I love food. I’m talking eating it, making it, rolling in it–just kidding; unless you count that time in high school when we wrestled in green mashed potatoes for a PTA organized activity (that’s not weird at all..). I sometimes worry about how long it takes me to feel totally full. I’ve lied at many group dinners, chimed in, grabbing my stomach, “me too, owie!” when everyone griped about how full they were. I have gotten more compliments from waiters than any other class of folks, all on my ability to clean my plate (and I swear I will smack the next waiter in the face who says, “looks like you hated it!”). My ideal situation is when I go out to eat with my friends whose eyes are bigger than their stomachs. I am an overall healthy eater–you have to be with my appetite–so I’ll order something relatively nutritious and then the second my plate is cleared, move on to the remainder of my friend’s food. It’s like having a trash compactor right there at the table.
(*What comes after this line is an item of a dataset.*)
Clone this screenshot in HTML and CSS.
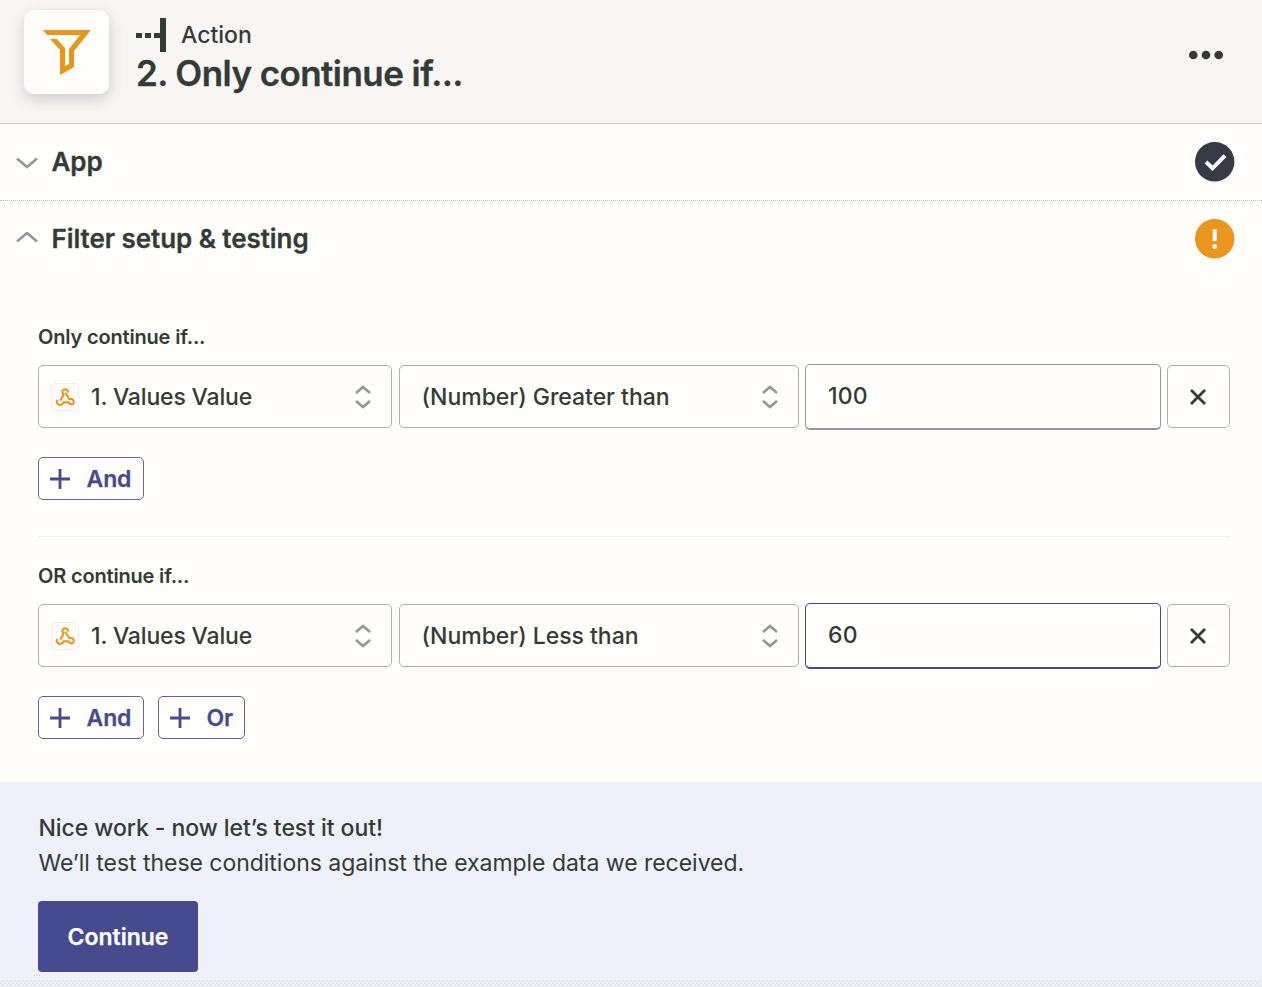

It was those years in and right after college when I was MVP of late night eating. With alcohol to lubricate my insides, the capacity for food knew no bounds. There was the time I left a boy’s apartment with 2 full slices of pizza in my pocketbook. Yes, pizza was a popular item. I didn’t even eat red meat in the sober-light of day, but at night, I reached across the table and ate the remainder of a slice of meat-pizza, left behind by a random stranger (I’m not proud). Or, when I woke up with Twizzler wrappers stuck all along my body, my hair matted with chocolate and my fingers smelling of some sort of cheese. I had a habit of opening up various packages of candy in the aisles of CVS, doing a quick quality control test with my mouth, and then leaving empty handed. I discovered that pretzels went great with just about anything melted on top of them–cheese, chocolate, marshmallows, you name it. And, a lesson to all, you can totally leave the stove, the toaster, whatever! on all night and your house won’t actually burn down!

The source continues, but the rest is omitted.